— begin Supplied data —
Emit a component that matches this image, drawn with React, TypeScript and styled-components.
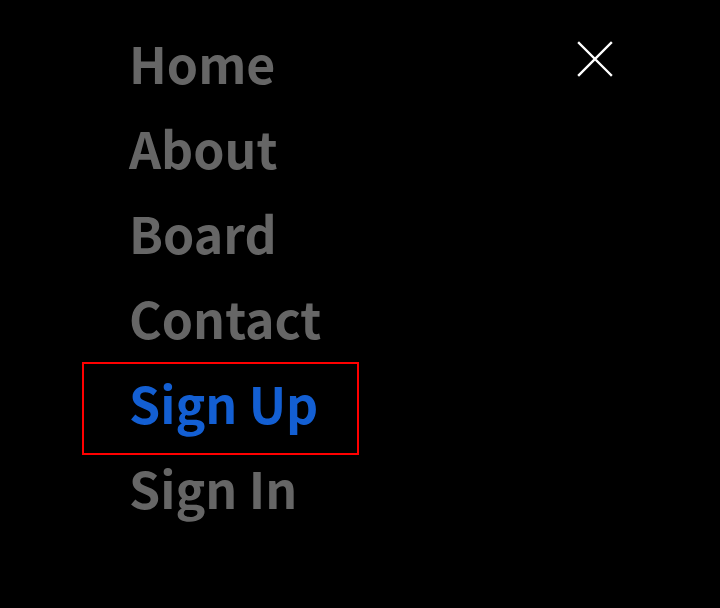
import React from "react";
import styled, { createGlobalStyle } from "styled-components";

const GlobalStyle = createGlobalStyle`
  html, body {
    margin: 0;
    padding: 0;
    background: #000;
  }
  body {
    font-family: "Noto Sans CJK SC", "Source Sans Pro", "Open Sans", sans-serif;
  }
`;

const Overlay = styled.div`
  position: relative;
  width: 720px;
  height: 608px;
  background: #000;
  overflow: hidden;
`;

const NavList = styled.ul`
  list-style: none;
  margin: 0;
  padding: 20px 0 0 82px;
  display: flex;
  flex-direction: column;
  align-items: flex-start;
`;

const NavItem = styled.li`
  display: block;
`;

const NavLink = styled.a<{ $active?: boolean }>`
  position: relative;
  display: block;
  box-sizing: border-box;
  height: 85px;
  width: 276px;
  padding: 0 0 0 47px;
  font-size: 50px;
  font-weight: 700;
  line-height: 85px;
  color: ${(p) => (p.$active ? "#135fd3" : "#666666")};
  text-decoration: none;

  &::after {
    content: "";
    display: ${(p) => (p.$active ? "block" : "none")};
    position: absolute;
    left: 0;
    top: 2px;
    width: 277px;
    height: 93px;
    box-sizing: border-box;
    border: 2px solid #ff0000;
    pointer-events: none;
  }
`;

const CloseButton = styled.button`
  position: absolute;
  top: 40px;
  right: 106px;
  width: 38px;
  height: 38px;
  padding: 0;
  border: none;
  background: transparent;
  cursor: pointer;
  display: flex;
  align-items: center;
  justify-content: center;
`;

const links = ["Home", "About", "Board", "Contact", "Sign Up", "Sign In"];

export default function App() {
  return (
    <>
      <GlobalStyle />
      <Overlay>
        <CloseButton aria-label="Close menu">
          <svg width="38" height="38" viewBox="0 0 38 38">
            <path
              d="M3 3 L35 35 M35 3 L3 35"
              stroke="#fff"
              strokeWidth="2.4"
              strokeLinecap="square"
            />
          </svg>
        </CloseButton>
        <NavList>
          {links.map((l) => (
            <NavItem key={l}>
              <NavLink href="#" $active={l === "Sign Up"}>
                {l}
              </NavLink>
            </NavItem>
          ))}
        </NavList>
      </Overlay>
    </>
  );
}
— end Supplied data —
▶ Written instruction
Repeat the data exactly, excluding the pictures.

▶ Task response
Emit a component that matches this image, drawn with React, TypeScript and styled-components.
import React from "react";
import styled, { createGlobalStyle } from "styled-components";

const GlobalStyle = createGlobalStyle`
  html, body {
    margin: 0;
    padding: 0;
    background: #000;
  }
  body {
    font-family: "Noto Sans CJK SC", "Source Sans Pro", "Open Sans", sans-serif;
  }
`;

const Overlay = styled.div`
  position: relative;
  width: 720px;
  height: 608px;
  background: #000;
  overflow: hidden;
`;

const NavList = styled.ul`
  list-style: none;
  margin: 0;
  padding: 20px 0 0 82px;
  display: flex;
  flex-direction: column;
  align-items: flex-start;
`;

const NavItem = styled.li`
  display: block;
`;

const NavLink = styled.a<{ $active?: boolean }>`
  position: relative;
  display: block;
  box-sizing: border-box;
  height: 85px;
  width: 276px;
  padding: 0 0 0 47px;
  font-size: 50px;
  font-weight: 700;
  line-height: 85px;
  color: ${(p) => (p.$active ? "#135fd3" : "#666666")};
  text-decoration: none;

  &::after {
    content: "";
    display: ${(p) => (p.$active ? "block" : "none")};
    position: absolute;
    left: 0;
    top: 2px;
    width: 277px;
    height: 93px;
    box-sizing: border-box;
    border: 2px solid #ff0000;
    pointer-events: none;
  }
`;

const CloseButton = styled.button`
  position: absolute;
  top: 40px;
  right: 106px;
  width: 38px;
  height: 38px;
  padding: 0;
  border: none;
  background: transparent;
  cursor: pointer;
  display: flex;
  align-items: center;
  justify-content: center;
`;

const links = ["Home", "About", "Board", "Contact", "Sign Up", "Sign In"];

export default function App() {
  return (
    <>
      <GlobalStyle />
      <Overlay>
        <CloseButton aria-label="Close menu">
          <svg width="38" height="38" viewBox="0 0 38 38">
            <path
              d="M3 3 L35 35 M35 3 L3 35"
              stroke="#fff"
              strokeWidth="2.4"
              strokeLinecap="square"
            />
          </svg>
        </CloseButton>
        <NavList>
          {links.map((l) => (
            <NavItem key={l}>
              <NavLink href="#" $active={l === "Sign Up"}>
                {l}
              </NavLink>
            </NavItem>
          ))}
        </NavList>
      </Overlay>
    </>
  );
}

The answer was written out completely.